The Court of Appeals had previously held that “arrestees for minor offenses may be subjected to a strip search only if jail officials have a reasonable suspicion that the particular arrestee is carrying or concealing contraband or suffering from a communicable disease.” The court had also previously invalidated a city’s blanket policy of strip searching all felony arrestees. A previous decision held that there should be no qualified immunity for a county sheriff who had a blanket policy that called for a strip search of a misdemeanor arrestee prior to a determination as to whether the arrestee would be released on his or her own recognizance.

Under controlling Ninth Circuit precedent “a blanket strip search of pre-arraignment arrestees, no matter how minor the offense and in absence of reasonable suspicion, violates the Constitution.” Because of the intrusiveness of a body-cavity search, in order to justify the resulting invasion of privacy “there must be some reasonable relationship between the criteria used to identify the specific individuals eligible for a strip search and the interest in preventing the introduction of contraband.” The court concluded that San Francisco’s policy did not consider individualized facts and instead required strip searches of arrestees just because they were to be classified for housing in the general population.

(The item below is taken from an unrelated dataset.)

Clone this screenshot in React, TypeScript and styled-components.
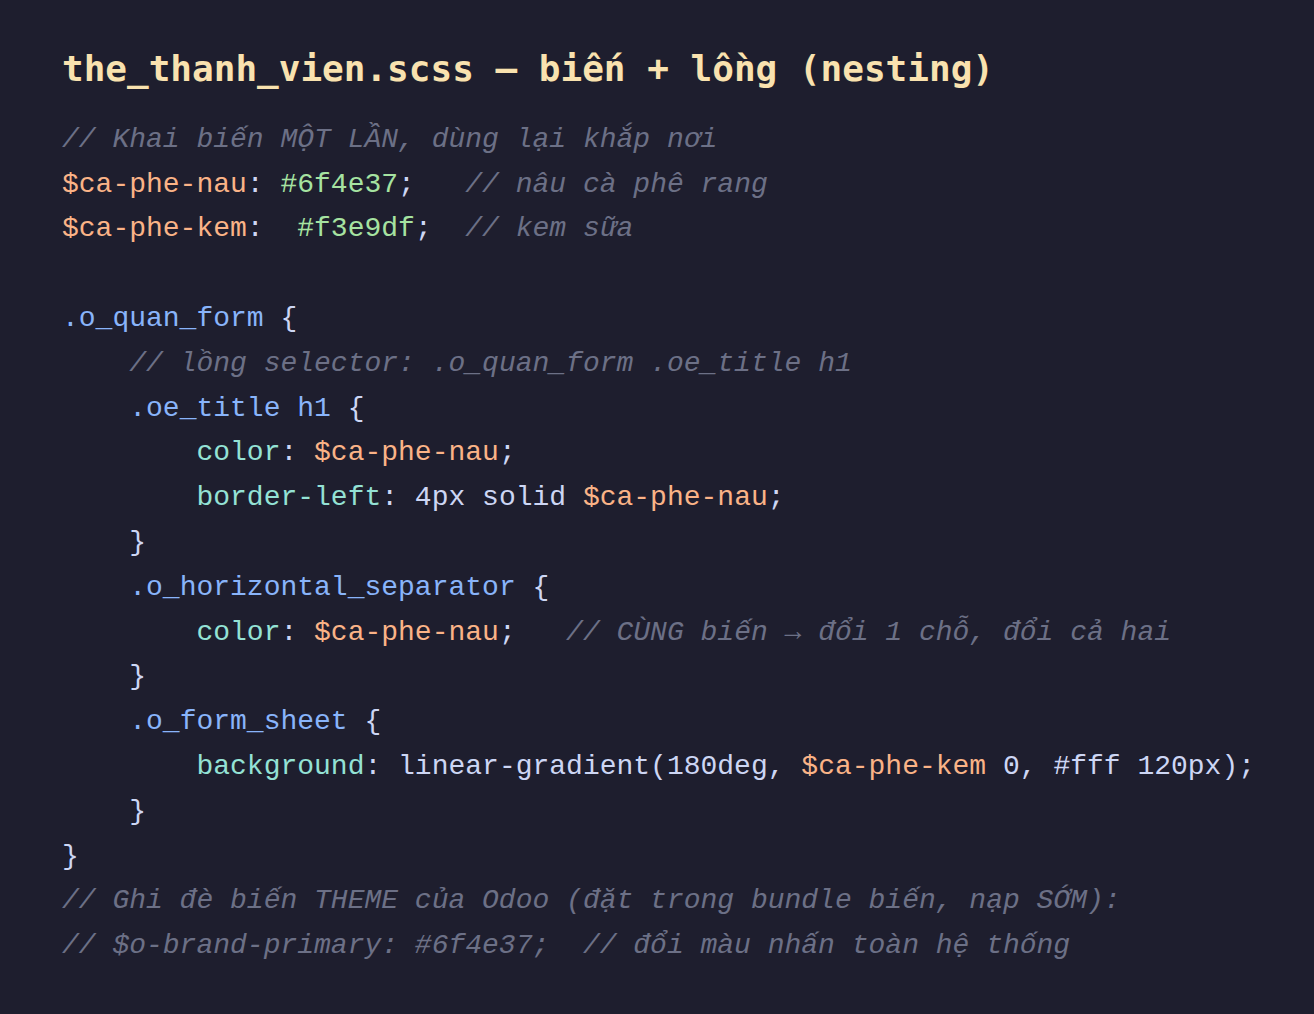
import React from "react";
import styled, { createGlobalStyle } from "styled-components";

const GlobalStyle = createGlobalStyle`
  html, body {
    margin: 0;
    padding: 0;
    background: #1e1e2e;
  }
  body {
    min-height: 1014px;
  }
`;

const Page = styled.main`
  box-sizing: border-box;
  min-height: 1014px;
  background: #1e1e2e;
  padding: 46px 62px 40px 62px;
`;

const Title = styled.h1`
  margin: 0 0 25px 0;
  font-family: "DejaVu Sans Mono", "Liberation Mono", monospace;
  font-weight: 700;
  font-size: 36px;
  line-height: 46.8px;
  color: #f9e2af;
  white-space: pre;
`;

const Code = styled.pre`
  margin: 0;
  font-family: "Courier New", "Nimbus Mono PS", "Nimbus Mono L", "FreeMono", "Liberation Mono", monospace;
  font-size: 28px;
  line-height: 44.8px;
  color: #cdd6f4;
  white-space: pre;
`;

const Line = styled.div`
  height: 44.8px;
`;

type Kind = "plain" | "comment" | "var" | "hex" | "sel" | "prop";

const colors: Record<Kind, string> = {
  plain: "#cdd6f4",
  comment: "#6c7086",
  var: "#fab387",
  hex: "#a6e3a1",
  sel: "#89b4fa",
  prop: "#94e2d5",
};

const Tok = styled.span<{ $kind: Kind }>`
  color: ${(p) => colors[p.$kind]};
  font-style: ${(p) => (p.$kind === "comment" ? "italic" : "normal")};
`;

type Seg = [Kind, string];

const lines: Seg[][] = [
  [["comment", "// Khai biến MỘT LẦN, dùng lại khắp nơi"]],
  [
    ["var", "$ca-phe-nau"],
    ["plain", ": "],
    ["hex", "#6f4e37"],
    ["plain", ";   "],
    ["comment", "// nâu cà phê rang"],
  ],
  [
    ["var", "$ca-phe-kem"],
    ["plain", ":  "],
    ["hex", "#f3e9df"],
    ["plain", ";  "],
    ["comment", "// kem sữa"],
  ],
  [],
  [
    ["sel", ".o_quan_form"],
    ["plain", " {"],
  ],
  [
    ["plain", "    "],
    ["comment", "// lồng selector: .o_quan_form .oe_title h1"],
  ],
  [
    ["plain", "    "],
    ["sel", ".oe_title h1"],
    ["plain", " {"],
  ],
  [
    ["plain", "        "],
    ["prop", "color"],
    ["plain", ": "],
    ["var", "$ca-phe-nau"],
    ["plain", ";"],
  ],
  [
    ["plain", "        "],
    ["prop", "border-left"],
    ["plain", ": 4px solid "],
    ["var", "$ca-phe-nau"],
    ["plain", ";"],
  ],
  [["plain", "    }"]],
  [
    ["plain", "    "],
    ["sel", ".o_horizontal_separator"],
    ["plain", " {"],
  ],
  [
    ["plain", "        "],
    ["prop", "color"],
    ["plain", ": "],
    ["var", "$ca-phe-nau"],
    ["plain", ";   "],
    ["comment", "// CÙNG biến → đổi 1 chỗ, đổi cả hai"],
  ],
  [["plain", "    }"]],
  [
    ["plain", "    "],
    ["sel", ".o_form_sheet"],
    ["plain", " {"],
  ],
  [
    ["plain", "        "],
    ["prop", "background"],
    ["plain", ": linear-gradient(180deg, "],
    ["var", "$ca-phe-kem"],
    ["plain", " 0, #fff 120px);"],
  ],
  [["plain", "    }"]],
  [["plain", "}"]],
  [["comment", "// Ghi đè biến THEME của Odoo (đặt trong bundle biến, nạp SỚM):"]],
  [["comment", "// $o-brand-primary: #6f4e37;  // đổi màu nhấn toàn hệ thống"]],
];

export default function App() {
  return (
    <>
      <GlobalStyle />
      <Page>
        <Title>the_thanh_vien.scss — biến + lồng (nesting)</Title>
        <Code>
          {lines.map((segs, i) => (
            <Line key={i}>
              {segs.map(([k, t], j) => (
                <Tok key={j} $kind={k}>
                  {t}
                </Tok>
              ))}
            </Line>
          ))}
        </Code>
      </Page>
    </>
  );
}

The court concluded that San Francisco failed to document instances where arrestees of the type who were eligible for the class of arrestees who brought the lawsuit (those who were strip searched solely because of their housing classification) had engaged in smuggling contraband. The court found that the strip searches of the class of arrestees in the lawsuit were unconstitutional.

The court also found that the arrestees’ constitutional rights were clearly established at the time of the violations. The court noted that the test for determining whether the rights were clearly established “is whether a reasonable person could have believed his actions lawful at the time they were undertaken.” The court stated that it had previously “affirmed and reaffirmed . . . that a strip search of a pre-arraignment detainee must be supported by reasonable suspicion.” Also, previous precedent had made clear that placement of an arrestee in general jail population was not alone enough to justify a strip search.

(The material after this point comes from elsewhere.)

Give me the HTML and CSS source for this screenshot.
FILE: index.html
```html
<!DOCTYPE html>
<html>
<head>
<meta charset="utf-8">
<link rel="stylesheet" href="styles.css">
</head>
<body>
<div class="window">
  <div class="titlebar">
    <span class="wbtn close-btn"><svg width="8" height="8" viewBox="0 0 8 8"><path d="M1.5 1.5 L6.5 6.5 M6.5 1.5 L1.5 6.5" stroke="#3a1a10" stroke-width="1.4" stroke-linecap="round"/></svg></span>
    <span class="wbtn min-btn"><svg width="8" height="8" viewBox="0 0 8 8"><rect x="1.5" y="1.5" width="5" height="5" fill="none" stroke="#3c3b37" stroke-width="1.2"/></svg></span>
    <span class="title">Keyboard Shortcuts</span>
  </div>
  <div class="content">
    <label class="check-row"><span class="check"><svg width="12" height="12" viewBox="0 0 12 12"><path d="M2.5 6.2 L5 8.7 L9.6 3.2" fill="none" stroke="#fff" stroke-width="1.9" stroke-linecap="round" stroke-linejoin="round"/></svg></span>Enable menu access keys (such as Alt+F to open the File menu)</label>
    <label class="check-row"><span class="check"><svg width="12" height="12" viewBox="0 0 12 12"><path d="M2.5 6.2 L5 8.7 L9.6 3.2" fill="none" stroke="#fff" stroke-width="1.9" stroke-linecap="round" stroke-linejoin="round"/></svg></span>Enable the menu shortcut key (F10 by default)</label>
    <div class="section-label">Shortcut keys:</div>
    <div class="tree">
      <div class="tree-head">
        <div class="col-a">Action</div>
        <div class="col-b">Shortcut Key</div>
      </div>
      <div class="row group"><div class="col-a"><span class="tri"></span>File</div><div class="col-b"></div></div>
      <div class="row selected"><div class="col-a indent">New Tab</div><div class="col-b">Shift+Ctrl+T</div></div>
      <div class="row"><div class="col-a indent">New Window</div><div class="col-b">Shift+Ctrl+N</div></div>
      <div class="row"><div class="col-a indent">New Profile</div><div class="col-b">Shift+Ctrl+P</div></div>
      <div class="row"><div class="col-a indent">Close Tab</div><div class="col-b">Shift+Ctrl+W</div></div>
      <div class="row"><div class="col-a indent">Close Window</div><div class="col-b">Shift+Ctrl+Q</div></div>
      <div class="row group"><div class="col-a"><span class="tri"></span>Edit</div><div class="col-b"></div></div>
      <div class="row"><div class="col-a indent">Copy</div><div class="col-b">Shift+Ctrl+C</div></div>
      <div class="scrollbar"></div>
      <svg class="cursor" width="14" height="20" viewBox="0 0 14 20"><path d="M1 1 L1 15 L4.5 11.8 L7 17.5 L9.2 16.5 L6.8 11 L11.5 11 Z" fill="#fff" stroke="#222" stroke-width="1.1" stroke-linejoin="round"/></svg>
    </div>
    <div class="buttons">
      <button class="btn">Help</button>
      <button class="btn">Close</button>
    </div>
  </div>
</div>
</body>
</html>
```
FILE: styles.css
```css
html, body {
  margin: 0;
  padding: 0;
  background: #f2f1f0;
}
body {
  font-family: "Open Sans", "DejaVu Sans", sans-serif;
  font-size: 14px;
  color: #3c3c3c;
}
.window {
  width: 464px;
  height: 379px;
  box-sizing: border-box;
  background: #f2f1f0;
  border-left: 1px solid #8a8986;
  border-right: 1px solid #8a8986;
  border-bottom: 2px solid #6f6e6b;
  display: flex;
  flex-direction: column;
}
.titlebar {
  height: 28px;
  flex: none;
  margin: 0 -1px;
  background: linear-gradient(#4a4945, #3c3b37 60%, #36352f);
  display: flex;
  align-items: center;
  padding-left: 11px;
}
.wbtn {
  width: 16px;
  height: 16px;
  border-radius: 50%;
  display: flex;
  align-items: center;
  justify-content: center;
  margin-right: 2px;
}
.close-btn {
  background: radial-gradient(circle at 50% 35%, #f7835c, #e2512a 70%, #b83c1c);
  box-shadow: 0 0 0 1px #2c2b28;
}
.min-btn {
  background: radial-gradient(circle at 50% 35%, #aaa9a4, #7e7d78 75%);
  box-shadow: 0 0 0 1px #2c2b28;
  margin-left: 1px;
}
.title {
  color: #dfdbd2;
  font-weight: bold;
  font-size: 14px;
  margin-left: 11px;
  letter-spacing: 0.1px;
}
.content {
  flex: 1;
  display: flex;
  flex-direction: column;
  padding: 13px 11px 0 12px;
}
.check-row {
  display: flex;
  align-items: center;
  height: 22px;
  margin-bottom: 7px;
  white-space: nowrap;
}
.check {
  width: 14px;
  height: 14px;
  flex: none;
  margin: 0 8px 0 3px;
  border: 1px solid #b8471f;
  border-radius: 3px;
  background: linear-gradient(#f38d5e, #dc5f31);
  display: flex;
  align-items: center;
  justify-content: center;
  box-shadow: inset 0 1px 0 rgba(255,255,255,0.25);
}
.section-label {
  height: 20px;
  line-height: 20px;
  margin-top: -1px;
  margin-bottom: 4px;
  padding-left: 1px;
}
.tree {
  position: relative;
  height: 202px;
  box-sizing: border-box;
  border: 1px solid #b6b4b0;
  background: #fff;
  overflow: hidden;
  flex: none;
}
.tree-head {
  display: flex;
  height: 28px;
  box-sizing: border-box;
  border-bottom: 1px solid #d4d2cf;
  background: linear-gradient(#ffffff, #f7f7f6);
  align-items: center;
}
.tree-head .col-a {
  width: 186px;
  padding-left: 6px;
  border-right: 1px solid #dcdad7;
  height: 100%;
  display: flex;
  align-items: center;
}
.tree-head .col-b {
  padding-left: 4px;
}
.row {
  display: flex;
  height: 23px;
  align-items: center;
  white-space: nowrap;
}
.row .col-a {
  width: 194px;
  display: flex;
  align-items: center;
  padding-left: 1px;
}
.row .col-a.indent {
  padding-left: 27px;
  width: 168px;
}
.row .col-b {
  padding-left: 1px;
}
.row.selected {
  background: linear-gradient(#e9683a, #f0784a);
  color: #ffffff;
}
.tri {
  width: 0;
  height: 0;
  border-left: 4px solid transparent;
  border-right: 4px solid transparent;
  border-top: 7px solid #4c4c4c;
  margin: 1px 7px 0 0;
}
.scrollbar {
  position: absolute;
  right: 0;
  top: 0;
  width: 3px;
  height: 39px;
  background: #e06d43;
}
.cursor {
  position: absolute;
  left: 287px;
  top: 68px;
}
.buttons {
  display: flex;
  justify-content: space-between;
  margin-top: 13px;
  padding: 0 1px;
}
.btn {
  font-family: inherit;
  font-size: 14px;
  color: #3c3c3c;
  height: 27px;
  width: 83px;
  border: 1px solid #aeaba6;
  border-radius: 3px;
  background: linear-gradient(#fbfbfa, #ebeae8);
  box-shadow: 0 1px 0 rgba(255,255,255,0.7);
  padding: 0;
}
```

Accordingly, the court held that the sheriff was not entitled to qualified immunity from the arrestees’ lawsuit. The case was remanded so that the arrestees could proceed with their lawsuit. The court emphasized that its “holding in no way prevents correctional facilities from searching inmates under permissible circumstances.” The court did not “even discuss the rights of those who are incarcerated after having been convicted of a criminal offense” because the case “concerns only pre-trial arrestees.”